Begin

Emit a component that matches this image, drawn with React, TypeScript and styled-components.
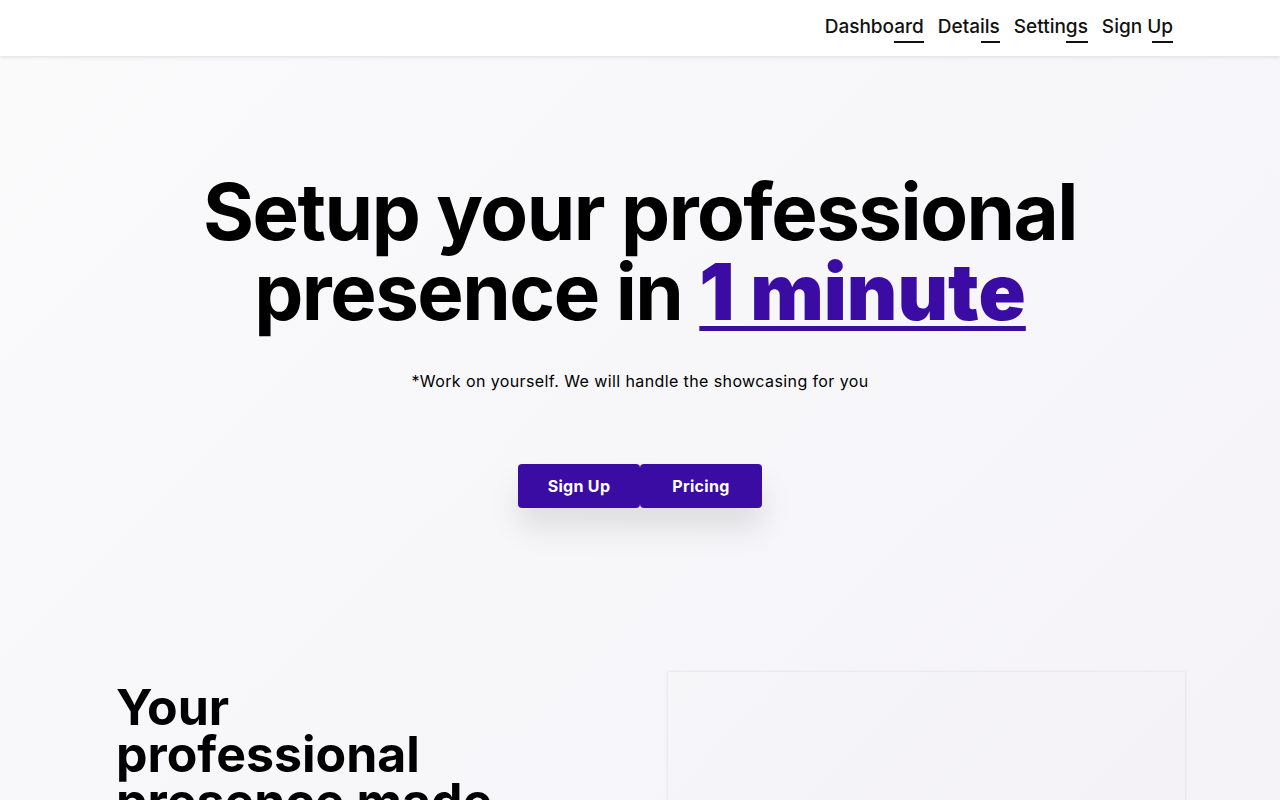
import styled, { createGlobalStyle } from "styled-components";

const GlobalStyle = createGlobalStyle`
  * { box-sizing: border-box; }
  body {
    margin: 0;
    font-family: Inter, "Noto Sans", sans-serif;
    color: #000;
    background: linear-gradient(135deg, #fafafb 0%, #f4f2f7 100%);
    min-height: 100vh;
  }
`

const Header = styled.header`
  height: 56px;
  background: #fff;
  box-shadow: 0 1px 4px rgba(0, 0, 0, 0.12);
  display: flex;
  justify-content: flex-end;
  align-items: center;
  padding: 0 107px 0 0;
`

const Nav = styled.nav`
  display: flex;
  gap: 14px;
`

const NavLink = styled.a`
  position: relative;
  font-size: 19px;
  font-weight: 500;
  color: #111;
  text-decoration: none;
  padding-bottom: 5px;
  margin-top: 2px;

  &::after {
    content: "";
    position: absolute;
    right: 0;
    bottom: 0;
    width: 30%;
    height: 2px;
    background: #111;
  }
`

const Hero = styled.section`
  display: flex;
  flex-direction: column;
  align-items: center;
  padding: 116px 0 0;
  height: 564px;
`

const Title = styled.h1`
  margin: 0;
  font-size: 78px;
  line-height: 80px;
  font-weight: 700;
  letter-spacing: -1.5px;
  text-align: center;
`

const Accent = styled.span`
  color: #3a0ca3;
  font-weight: 900;
  letter-spacing: 0;
  text-decoration: underline;
  text-decoration-thickness: 5px;
  text-underline-offset: 6px;
`

const Subtitle = styled.p`
  margin: 39px 0 0;
  font-size: 16px;
  letter-spacing: 0.4px;
`

const Actions = styled.div`
  display: flex;
  margin-top: 73px;
  box-shadow: 0 20px 30px rgba(0, 0, 0, 0.1);
`

const Button = styled.button`
  width: 122px;
  height: 44px;
  border: none;
  border-radius: 4px;
  background: #3a0ca3;
  color: #fff;
  font-family: inherit;
  font-size: 16px;
  font-weight: 700;
  letter-spacing: 0.3px;
  cursor: pointer;
`

const Features = styled.section`
  display: grid;
  grid-template-columns: 1fr 517px;
  gap: 60px;
  padding: 52px 95px 0 116px;
`

const FeatureTitle = styled.h2`
  margin: 12px 0 0;
  max-width: 400px;
  font-size: 50px;
  line-height: 47px;
  font-weight: 700;
`

const Card = styled.div`
  height: 400px;
  background: linear-gradient(135deg, #f6f5f8, #f2f0f5);
  box-shadow: 0 0 3px rgba(0, 0, 0, 0.12);
`

export default function App() {
  return (
    <>
      <GlobalStyle />
      <Header>
        <Nav>
          <NavLink href="#">Dashboard</NavLink>
          <NavLink href="#">Details</NavLink>
          <NavLink href="#">Settings</NavLink>
          <NavLink href="#">Sign Up</NavLink>
        </Nav>
      </Header>
      <Hero>
        <Title>
          Setup your professional
          <br />
          presence in <Accent>1 minute</Accent>
        </Title>
        <Subtitle>*Work on yourself. We will handle the showcasing for you</Subtitle>
        <Actions>
          <Button>Sign Up</Button>
          <Button>Pricing</Button>
        </Actions>
      </Hero>
      <Features>
        <FeatureTitle>Your professional presence made easy</FeatureTitle>
        <Card />
      </Features>
    </>
  )
}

End

- [SHORT PROBLEM] Repeat the lines above, starting at the first and stopping after the line that holds "margin-top: 2px;", with the pictures left out.

- [ANSWER TO THIS EXERCISE]
Emit a component that matches this image, drawn with React, TypeScript and styled-components.
import styled, { createGlobalStyle } from "styled-components";

const GlobalStyle = createGlobalStyle`
  * { box-sizing: border-box; }
  body {
    margin: 0;
    font-family: Inter, "Noto Sans", sans-serif;
    color: #000;
    background: linear-gradient(135deg, #fafafb 0%, #f4f2f7 100%);
    min-height: 100vh;
  }
`

const Header = styled.header`
  height: 56px;
  background: #fff;
  box-shadow: 0 1px 4px rgba(0, 0, 0, 0.12);
  display: flex;
  justify-content: flex-end;
  align-items: center;
  padding: 0 107px 0 0;
`

const Nav = styled.nav`
  display: flex;
  gap: 14px;
`

const NavLink = styled.a`
  position: relative;
  font-size: 19px;
  font-weight: 500;
  color: #111;
  text-decoration: none;
  padding-bottom: 5px;
  margin-top: 2px;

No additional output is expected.